Author: John Grisham
Publisher: Random House Publishing Group
Date of Publication: March 26, 2013
Pages: 240 (Trade Paperback)

   
      It's almost October and playoff baseball time.  This is the perfect book to read to get into the proper World Series frame of mind.  John Grisham, known as a master of the legal thriller, has penned a very good baseball novel.  It captures the magic of baseball for young boys and the triumphs and tragedies of men playing a boy's game for high stakes.  The author does a great job of including some of the nuances of baseball strategy and the "baseball code" which are entertaining for baseball fans but not so obscure that they would bore the non-fan.

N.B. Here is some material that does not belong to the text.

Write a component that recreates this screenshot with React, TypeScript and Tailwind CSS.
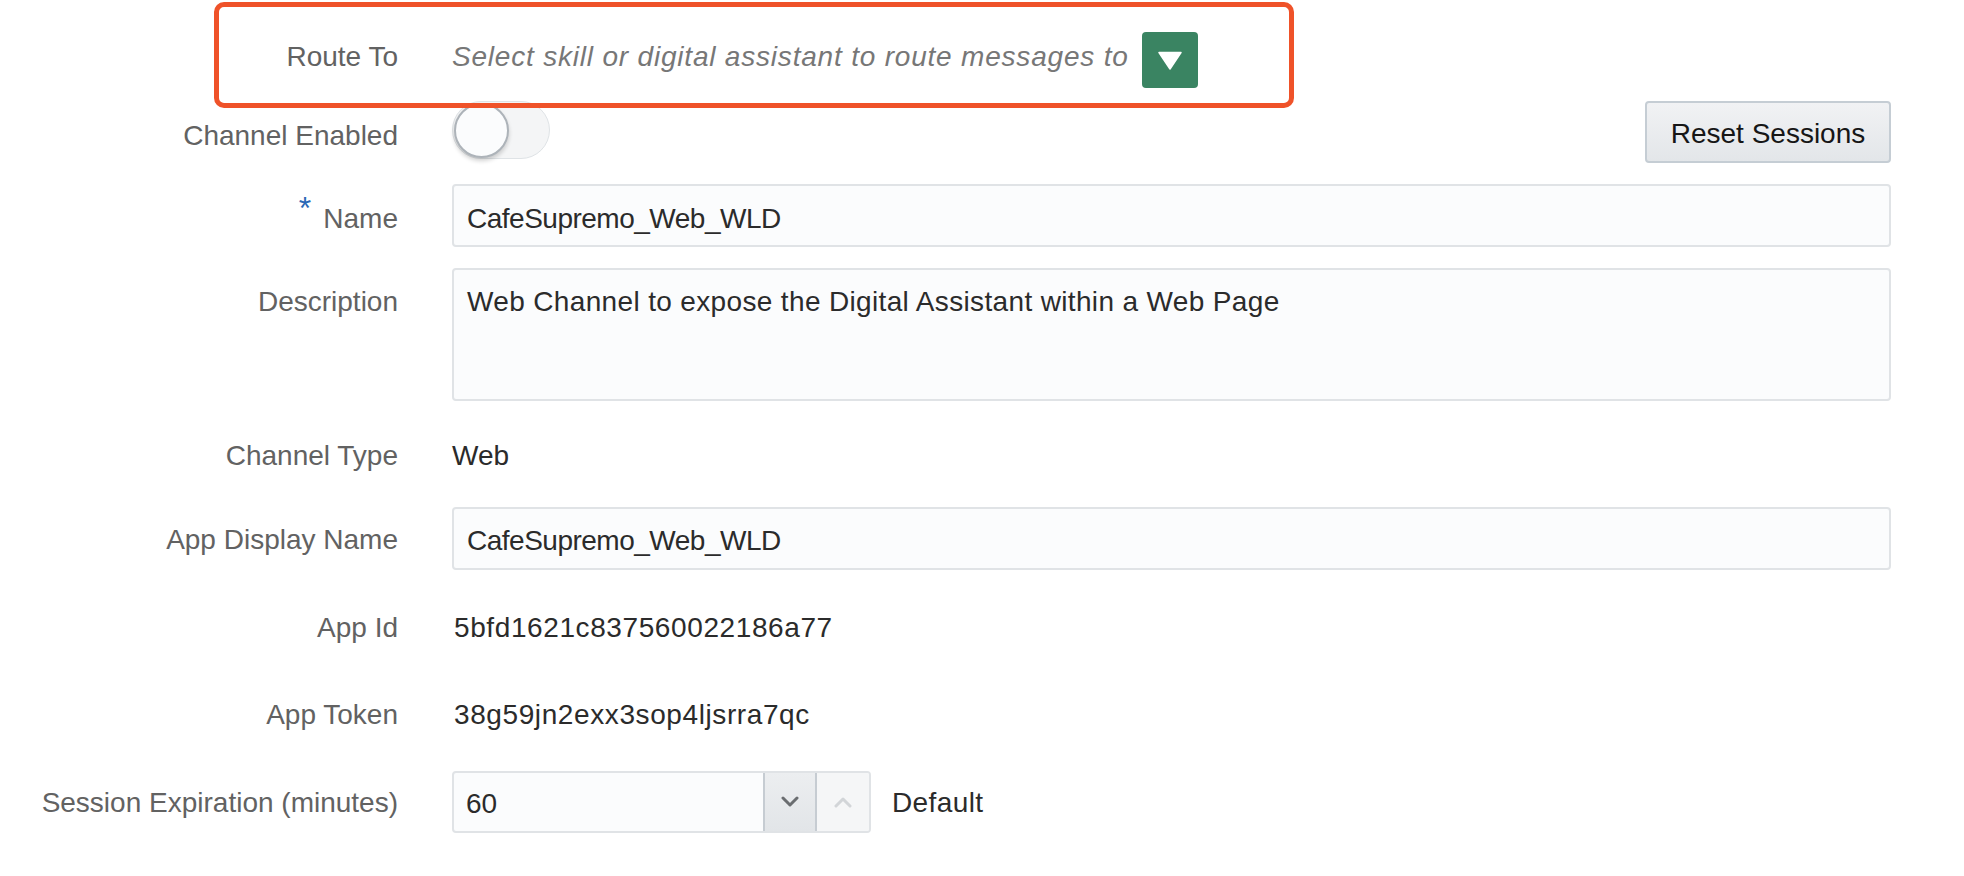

     The story is told by an adult male, the son of a former major league player.  As a youngster in the 1970s he listens to games on the radio, avidly computes statistics and keeps notebooks with newspaper and magazine clippings on his favorite players, including his father, a journeyman pitcher for the New York Mets.   I can relate to this character in every regard except my father didn't play baseball.  He is captivated by the story of a young phenom for the Chicago Cubs, "Calico Joe", who flashes on the baseball scene performing Ruthian feats with his bat and speed.  The intertwined tales of Calico Joe, the kids father and their tumultuous interaction and its effect on all parties including the narrator are magically told. It's a story of fathers and sons, tragedy and regret and the power of forgiveness. 

     There's really nothing to dislike abut this book.  The characters are a bit stereotyped but very engaging.  The plot, although fairly predictable, is very satisfying.  There is humor, pathos and irony mixed in just about equal perfect proportions.  This was a fun book to read and I enjoyed it very much.  Play ball!